そんな中でもライブを観にきてくださった皆さん、そして、行かないことを選んで応援していてくださった皆さん、どちらにも感謝したいです。

ずっと願っていた有観客ライブは、1年半分か、いや、それ以上の想いが溢れました。
沢山のペンライトが嬉しくて、でも、ときどき空いた席が寂しくて。
もうどう伝えたらよいか、言葉では表現しきれない円周率のようなものの中にいます。

ひとつ言えるのは、無観客の配信ライブとはやっぱり全然違ったということです。
私が一番自信を持って、輝くことができる瞬間は、応援してくださる皆さんの前で歌い踊る時だとはっきりと分かりました。

大きく心が揺さぶられた10周年記念ライブ。
きっとこの日のことはおばあちゃんになっても忘れません。

 

〈RYUTist宇野友恵の「好き」よファルセットで届け!〉第8回目は、高橋久美子さんの「ぐるり」をご紹介させていただきます。

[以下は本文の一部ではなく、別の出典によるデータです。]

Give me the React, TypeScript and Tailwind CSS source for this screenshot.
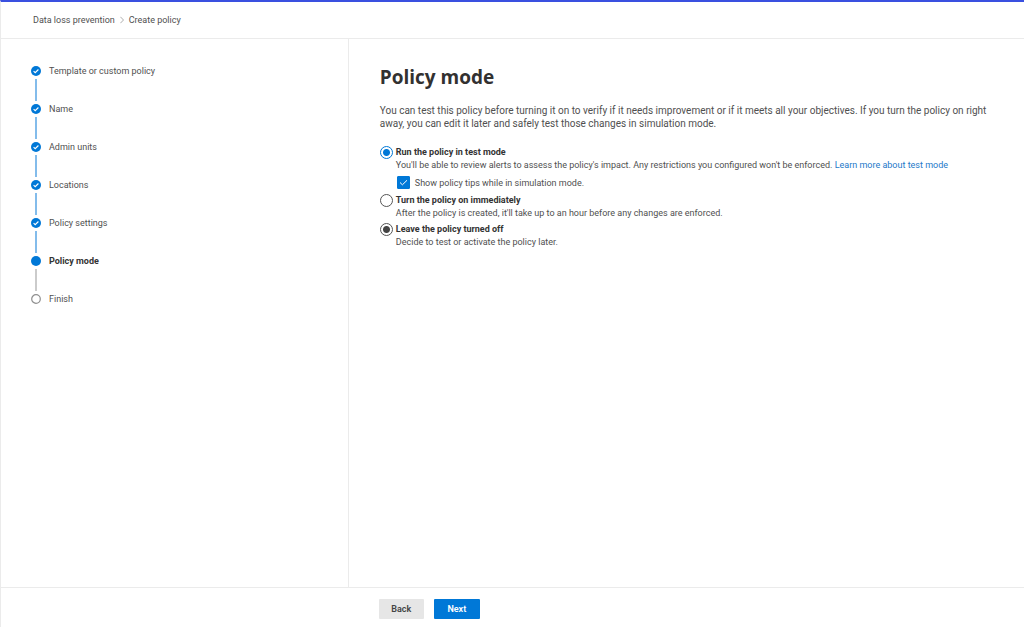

高橋久美子, 奈良美智 『ぐるり』 筑摩書房(2021)

普通の生活といっても、その人だけの過ごし方がある。
日常の小さな喜びや出来事を描いた物語です。

ちなみに今回の撮影は、新潟市役所前にある〈カフェ・ド・プライム〉さんで。
この連載でも時々登場する〈北書店〉さんの並びにあるのでよく行きます。
マイルドチキンカレーさんをいただきました。マイルドといってもなかなかに辛い(笑)。
ぜひ一度食べてもらいたい名物の美味しいカレーです。

 

元チャットモンチーさんのドラマーだった高橋さん。
現在は作家・詩人・作詞家として活躍され、この「ぐるり」が初の小説集となります。
奈良美智さんの挿絵も素敵です。

主人公は老若男女さまざま。人間以外のものだったり、バラバラで、各話で登場人物が少しずつ絡み合う連作短編集でした。

いくつもの線が存在する空間で、時々その線と線が交わる瞬間がある。
それが階段ですれ違った人。一年だけ一緒に過ごした人。喫茶店で居合わせただけの人。
よくある、〈世の中狭いよねぇ〉とお隣さんと話すことのような、それぞれが生きる日常のどこかで繋がっているというストーリーに心があたたまりました。